To utilize molecular profiles generated by REIMS or any of the ambient ionization techniques as a means to classify samples, one must employ machine-learning algorithms to generate a predictive model. Machine learning is the process of rapidly finding and characterizing patterns in complex data.12 There are many different types of machine learning including, for example, decision tree learning, network analysis, linear regression, support vector machines, and similarity functions.12 Each of these algorithms is based on different mathematical approaches and thus, it is expected that with variation in the types of samples, data, and phenotypes in an experiment, one algorithm can greatly outperform others in terms of prediction accuracy. The majority of REIMS applications have used linear discriminant analysis on principal component analysis (PCA-LDA) reduced data for the generation of predictive models. The PCA-LDA method performs well for the classification of groups that tend to show large differences in the molecular profile of samples, such as the REIMS-meat studies described above.
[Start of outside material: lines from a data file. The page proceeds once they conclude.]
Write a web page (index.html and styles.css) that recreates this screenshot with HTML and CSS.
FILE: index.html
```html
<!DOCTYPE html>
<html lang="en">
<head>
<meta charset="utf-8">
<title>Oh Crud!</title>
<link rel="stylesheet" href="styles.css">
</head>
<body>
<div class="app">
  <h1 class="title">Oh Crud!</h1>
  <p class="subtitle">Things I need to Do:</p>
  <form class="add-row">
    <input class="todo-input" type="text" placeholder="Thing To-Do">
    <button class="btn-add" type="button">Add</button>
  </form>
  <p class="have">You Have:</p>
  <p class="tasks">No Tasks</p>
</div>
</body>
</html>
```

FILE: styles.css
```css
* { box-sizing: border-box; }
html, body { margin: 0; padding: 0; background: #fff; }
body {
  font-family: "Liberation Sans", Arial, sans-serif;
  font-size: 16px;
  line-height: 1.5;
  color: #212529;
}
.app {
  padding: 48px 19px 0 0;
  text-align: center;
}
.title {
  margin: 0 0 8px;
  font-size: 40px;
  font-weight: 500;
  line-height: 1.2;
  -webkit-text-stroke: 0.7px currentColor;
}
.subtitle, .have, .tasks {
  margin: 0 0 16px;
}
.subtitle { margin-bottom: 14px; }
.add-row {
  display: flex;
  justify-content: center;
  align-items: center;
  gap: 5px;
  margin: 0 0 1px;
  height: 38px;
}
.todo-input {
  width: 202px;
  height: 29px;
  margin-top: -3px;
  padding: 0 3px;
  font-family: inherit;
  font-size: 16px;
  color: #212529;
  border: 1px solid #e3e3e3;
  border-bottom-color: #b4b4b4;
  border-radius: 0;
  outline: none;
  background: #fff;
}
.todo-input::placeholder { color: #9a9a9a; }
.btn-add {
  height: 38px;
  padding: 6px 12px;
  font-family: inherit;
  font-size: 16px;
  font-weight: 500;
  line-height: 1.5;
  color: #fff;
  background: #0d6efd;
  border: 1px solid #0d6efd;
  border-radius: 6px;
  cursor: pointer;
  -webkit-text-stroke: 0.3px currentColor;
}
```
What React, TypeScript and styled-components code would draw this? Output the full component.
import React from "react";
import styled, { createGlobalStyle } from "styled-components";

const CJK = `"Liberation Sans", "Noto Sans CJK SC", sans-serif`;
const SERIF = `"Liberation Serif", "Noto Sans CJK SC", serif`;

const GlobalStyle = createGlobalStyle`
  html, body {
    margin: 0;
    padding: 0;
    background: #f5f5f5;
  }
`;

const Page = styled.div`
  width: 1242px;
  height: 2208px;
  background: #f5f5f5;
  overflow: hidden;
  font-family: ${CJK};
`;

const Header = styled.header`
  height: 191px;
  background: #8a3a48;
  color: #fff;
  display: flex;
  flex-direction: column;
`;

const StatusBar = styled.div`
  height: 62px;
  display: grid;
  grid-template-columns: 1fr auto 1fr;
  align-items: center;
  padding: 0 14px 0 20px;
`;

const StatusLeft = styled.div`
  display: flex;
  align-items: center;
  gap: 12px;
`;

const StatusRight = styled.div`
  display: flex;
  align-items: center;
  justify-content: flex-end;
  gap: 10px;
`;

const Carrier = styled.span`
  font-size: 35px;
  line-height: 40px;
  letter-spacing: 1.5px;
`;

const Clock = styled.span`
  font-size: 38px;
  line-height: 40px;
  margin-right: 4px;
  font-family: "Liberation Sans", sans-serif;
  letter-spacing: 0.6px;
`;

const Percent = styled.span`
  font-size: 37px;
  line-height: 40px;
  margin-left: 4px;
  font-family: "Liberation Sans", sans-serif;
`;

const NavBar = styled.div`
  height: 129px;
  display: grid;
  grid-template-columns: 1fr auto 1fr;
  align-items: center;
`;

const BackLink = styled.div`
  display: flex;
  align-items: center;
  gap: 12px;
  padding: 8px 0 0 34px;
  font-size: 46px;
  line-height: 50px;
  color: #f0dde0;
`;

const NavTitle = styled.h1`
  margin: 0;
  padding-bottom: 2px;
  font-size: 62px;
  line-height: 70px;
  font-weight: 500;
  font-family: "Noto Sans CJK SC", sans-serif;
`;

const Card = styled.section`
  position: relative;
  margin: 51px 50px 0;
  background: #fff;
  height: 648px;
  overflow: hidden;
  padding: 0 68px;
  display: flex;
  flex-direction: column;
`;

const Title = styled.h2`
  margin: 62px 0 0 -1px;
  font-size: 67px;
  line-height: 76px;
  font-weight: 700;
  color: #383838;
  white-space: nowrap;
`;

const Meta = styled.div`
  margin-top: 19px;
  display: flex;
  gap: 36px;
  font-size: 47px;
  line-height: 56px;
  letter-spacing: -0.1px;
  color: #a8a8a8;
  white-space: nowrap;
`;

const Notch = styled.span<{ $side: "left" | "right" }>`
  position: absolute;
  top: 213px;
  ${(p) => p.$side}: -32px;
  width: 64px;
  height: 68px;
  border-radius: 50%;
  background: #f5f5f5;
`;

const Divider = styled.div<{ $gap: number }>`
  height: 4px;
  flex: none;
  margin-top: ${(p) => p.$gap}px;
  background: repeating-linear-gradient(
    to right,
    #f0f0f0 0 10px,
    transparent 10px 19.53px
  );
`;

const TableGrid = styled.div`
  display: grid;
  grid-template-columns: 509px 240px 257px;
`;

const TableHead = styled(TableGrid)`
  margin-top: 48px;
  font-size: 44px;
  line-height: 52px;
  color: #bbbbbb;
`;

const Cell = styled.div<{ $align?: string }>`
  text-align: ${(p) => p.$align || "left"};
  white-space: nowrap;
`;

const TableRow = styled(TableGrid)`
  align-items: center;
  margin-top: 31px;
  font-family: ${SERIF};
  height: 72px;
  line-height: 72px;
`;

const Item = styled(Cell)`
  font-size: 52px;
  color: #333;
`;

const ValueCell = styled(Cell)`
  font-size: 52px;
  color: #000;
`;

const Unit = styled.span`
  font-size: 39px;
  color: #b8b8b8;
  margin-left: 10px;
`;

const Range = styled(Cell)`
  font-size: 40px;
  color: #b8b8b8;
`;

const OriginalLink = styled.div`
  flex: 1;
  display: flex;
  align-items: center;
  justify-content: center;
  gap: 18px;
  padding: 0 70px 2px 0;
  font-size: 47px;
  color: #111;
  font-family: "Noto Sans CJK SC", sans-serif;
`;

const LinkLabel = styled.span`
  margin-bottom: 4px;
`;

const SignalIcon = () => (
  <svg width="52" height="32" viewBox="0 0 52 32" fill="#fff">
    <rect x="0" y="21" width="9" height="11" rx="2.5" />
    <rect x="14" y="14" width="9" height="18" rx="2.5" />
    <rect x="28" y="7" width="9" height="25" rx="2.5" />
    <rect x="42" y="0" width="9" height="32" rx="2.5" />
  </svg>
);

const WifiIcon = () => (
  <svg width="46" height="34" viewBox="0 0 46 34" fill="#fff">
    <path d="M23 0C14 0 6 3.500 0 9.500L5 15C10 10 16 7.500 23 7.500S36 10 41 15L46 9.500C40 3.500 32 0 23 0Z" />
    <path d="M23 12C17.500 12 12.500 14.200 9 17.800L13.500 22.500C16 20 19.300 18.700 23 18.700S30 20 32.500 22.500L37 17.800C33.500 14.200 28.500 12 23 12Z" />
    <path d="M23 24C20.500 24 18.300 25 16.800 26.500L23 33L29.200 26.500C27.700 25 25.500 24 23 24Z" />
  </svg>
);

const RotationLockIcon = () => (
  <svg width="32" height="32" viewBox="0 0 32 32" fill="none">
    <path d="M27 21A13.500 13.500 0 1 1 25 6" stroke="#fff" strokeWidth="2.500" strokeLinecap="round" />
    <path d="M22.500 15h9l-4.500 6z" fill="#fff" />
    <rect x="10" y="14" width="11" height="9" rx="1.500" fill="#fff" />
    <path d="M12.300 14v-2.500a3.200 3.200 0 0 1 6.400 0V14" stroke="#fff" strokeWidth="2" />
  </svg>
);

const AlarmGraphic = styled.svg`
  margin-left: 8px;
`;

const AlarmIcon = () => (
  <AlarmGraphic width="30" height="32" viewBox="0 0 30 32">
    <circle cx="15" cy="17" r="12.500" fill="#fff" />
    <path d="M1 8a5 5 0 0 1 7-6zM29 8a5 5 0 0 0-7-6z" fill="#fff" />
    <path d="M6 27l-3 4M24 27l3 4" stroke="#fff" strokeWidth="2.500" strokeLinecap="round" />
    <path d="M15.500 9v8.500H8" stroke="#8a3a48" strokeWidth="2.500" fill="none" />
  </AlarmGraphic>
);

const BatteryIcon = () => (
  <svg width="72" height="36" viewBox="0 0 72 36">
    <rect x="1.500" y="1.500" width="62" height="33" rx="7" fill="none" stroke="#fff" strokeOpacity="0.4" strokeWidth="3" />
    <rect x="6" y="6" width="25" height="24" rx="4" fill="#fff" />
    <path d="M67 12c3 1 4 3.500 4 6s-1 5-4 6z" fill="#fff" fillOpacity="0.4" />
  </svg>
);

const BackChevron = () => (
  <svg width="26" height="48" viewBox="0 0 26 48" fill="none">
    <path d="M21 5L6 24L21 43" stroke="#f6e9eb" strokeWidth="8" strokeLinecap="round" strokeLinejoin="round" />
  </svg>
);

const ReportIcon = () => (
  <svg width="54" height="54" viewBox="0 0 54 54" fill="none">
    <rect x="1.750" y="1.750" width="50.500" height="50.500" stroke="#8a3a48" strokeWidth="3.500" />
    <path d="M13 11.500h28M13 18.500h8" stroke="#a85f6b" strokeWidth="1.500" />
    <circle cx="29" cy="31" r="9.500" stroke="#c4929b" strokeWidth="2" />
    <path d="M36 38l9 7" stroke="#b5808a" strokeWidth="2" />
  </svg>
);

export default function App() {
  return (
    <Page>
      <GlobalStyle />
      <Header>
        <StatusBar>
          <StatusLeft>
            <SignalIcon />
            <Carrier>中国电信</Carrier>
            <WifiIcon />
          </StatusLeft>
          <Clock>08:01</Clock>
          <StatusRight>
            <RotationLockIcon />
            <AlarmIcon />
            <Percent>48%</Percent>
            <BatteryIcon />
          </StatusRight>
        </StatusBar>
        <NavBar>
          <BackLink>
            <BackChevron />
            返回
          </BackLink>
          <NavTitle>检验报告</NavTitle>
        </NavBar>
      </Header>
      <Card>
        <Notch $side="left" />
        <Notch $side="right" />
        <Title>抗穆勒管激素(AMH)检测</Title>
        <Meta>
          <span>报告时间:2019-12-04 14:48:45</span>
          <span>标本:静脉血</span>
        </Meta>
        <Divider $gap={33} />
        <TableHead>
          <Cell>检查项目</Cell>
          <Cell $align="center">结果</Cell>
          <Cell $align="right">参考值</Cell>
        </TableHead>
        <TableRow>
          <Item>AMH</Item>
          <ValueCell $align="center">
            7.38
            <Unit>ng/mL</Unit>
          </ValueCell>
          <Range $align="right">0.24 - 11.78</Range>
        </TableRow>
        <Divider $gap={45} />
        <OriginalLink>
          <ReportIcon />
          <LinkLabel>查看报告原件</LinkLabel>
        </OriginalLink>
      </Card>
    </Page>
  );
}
However, when molecular profiles of samples are not overly distinct (e.g. consumer food preference) or classification of multiple groups within a single model is desired, alternative machinelearning approaches may outperform PCA-LDA.13
In this study, the predictive accuracy of eight different machine-learning algorithms were compared for the generation of predictive models using REIMS data to classify attributes of beef based on USDA quality grade, production background, breed type, and muscle tenderness.